Despite Universal's hopes for another Easy Rider-sized youth hit, The Hired Hand was a commercial flop. It was sold to NBC-TV for subsequent television showings in 1973, when the majority of the film's fans first saw the movie. After that, it became difficult to see, rarely repeated on television and playing only occasionally at film festivals over the years.

In 2001, the film was fully restored and exhibited at a number of festivals to a generally enthusiastic critical response. Subsequently, the Sundance Channel released a DVD of the film in two separate editions that same year.

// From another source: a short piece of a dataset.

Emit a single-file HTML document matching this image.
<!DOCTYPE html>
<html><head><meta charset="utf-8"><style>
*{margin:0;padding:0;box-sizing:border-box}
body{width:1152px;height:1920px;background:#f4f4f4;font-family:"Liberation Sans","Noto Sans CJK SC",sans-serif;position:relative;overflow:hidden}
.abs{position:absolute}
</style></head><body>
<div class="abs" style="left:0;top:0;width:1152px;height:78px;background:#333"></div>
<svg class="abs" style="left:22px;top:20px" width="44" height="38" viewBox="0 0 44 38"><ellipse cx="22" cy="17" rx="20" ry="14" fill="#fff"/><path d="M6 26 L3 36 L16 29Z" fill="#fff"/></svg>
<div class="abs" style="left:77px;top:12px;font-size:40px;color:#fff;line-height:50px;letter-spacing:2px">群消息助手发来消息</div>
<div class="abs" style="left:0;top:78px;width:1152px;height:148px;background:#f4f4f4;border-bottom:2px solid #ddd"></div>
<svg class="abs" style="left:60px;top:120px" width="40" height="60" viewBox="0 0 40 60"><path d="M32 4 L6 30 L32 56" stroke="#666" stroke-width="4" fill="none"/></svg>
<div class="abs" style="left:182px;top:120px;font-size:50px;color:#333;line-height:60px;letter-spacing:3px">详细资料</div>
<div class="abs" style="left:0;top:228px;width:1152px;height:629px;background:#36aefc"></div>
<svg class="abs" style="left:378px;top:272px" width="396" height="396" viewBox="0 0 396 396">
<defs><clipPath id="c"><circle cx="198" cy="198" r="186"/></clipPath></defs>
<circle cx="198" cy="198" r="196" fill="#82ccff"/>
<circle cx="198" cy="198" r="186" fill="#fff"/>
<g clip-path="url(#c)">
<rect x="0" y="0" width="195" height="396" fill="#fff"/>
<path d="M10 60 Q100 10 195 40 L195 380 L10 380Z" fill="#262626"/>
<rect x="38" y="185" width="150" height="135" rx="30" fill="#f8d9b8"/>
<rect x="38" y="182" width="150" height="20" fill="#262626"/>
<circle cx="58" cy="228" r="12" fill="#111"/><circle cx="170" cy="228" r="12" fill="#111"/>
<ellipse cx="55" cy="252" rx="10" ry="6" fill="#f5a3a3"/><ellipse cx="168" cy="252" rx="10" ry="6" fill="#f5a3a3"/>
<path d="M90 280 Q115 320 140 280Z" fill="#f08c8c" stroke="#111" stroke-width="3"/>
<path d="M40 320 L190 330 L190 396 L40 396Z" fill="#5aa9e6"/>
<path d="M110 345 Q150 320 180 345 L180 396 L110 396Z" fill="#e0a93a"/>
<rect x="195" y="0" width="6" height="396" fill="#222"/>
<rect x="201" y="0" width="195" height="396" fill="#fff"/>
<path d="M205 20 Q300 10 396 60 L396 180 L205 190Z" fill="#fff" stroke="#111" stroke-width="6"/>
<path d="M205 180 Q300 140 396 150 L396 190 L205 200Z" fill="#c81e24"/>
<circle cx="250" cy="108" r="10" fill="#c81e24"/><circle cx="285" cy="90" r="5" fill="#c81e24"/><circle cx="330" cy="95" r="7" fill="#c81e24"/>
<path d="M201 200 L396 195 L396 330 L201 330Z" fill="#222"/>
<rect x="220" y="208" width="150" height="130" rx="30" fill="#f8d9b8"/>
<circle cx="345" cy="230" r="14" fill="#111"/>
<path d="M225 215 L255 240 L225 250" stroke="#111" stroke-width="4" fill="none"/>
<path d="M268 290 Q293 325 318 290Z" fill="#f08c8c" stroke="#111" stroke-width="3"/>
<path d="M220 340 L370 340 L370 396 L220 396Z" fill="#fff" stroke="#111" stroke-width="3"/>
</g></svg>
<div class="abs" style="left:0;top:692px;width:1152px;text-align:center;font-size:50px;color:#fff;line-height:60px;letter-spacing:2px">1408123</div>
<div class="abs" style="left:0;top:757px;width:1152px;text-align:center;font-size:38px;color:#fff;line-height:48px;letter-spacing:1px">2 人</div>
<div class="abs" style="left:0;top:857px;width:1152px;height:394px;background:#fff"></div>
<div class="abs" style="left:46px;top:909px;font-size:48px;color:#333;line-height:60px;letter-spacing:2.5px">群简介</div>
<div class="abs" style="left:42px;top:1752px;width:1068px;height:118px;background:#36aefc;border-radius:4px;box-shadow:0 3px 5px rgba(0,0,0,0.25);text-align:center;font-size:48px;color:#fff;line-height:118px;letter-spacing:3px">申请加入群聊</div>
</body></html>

The film is now well regarded as a minor western classic, with a 91% favorable rating on Rotten Tomatoes based on 11 reviews. Bill Kauffman has called it "a lovely meditation on friendship and responsibility, one of the least-known great movies of that richest of all cinematic eras, the early 1970s."
Phil Hardy's The Aurum Film Encyclopedia: The Western opined the film was "beautifully photographed by Zsigmond...a superb evocation of the rigours and essential aimlessness of frontier life."

In a positive retrospective review and interview with Hawk Koch for the film's 50th anniversary on Senses of Cinema, Mark Lager agreed with director Martin Scorsese's assessment of the film and praised it as "contemplative, poetic, and reflective, displaying a depth of emotion and maturity that was not present in the American western genre before 1971."

== Television version ==
When NBC-TV first aired The Hired Hand in 1973, they reinstated twenty minutes of footage that Fonda had deleted from the theatrical cut as "extraneous". Glenn Erickson has argued that the previously missing footage is very important to the film's narrative, noting that "writer Alan Sharp created a pressing reason for Oates' character to take his leave", and further opined that these twenty minutes helped make The Hired Hand more strongly resemble "a standard film with a story, events, dialogue and character interaction." The most substantial excision involved the death of Ed Plummer (Michael McClure), and the subsequent homicide investigation by the local sheriff (Larry Hagman). For the 2001 limited theatrical release, Fonda again removed the footage. All twenty minutes have been added to the DVD as an extra.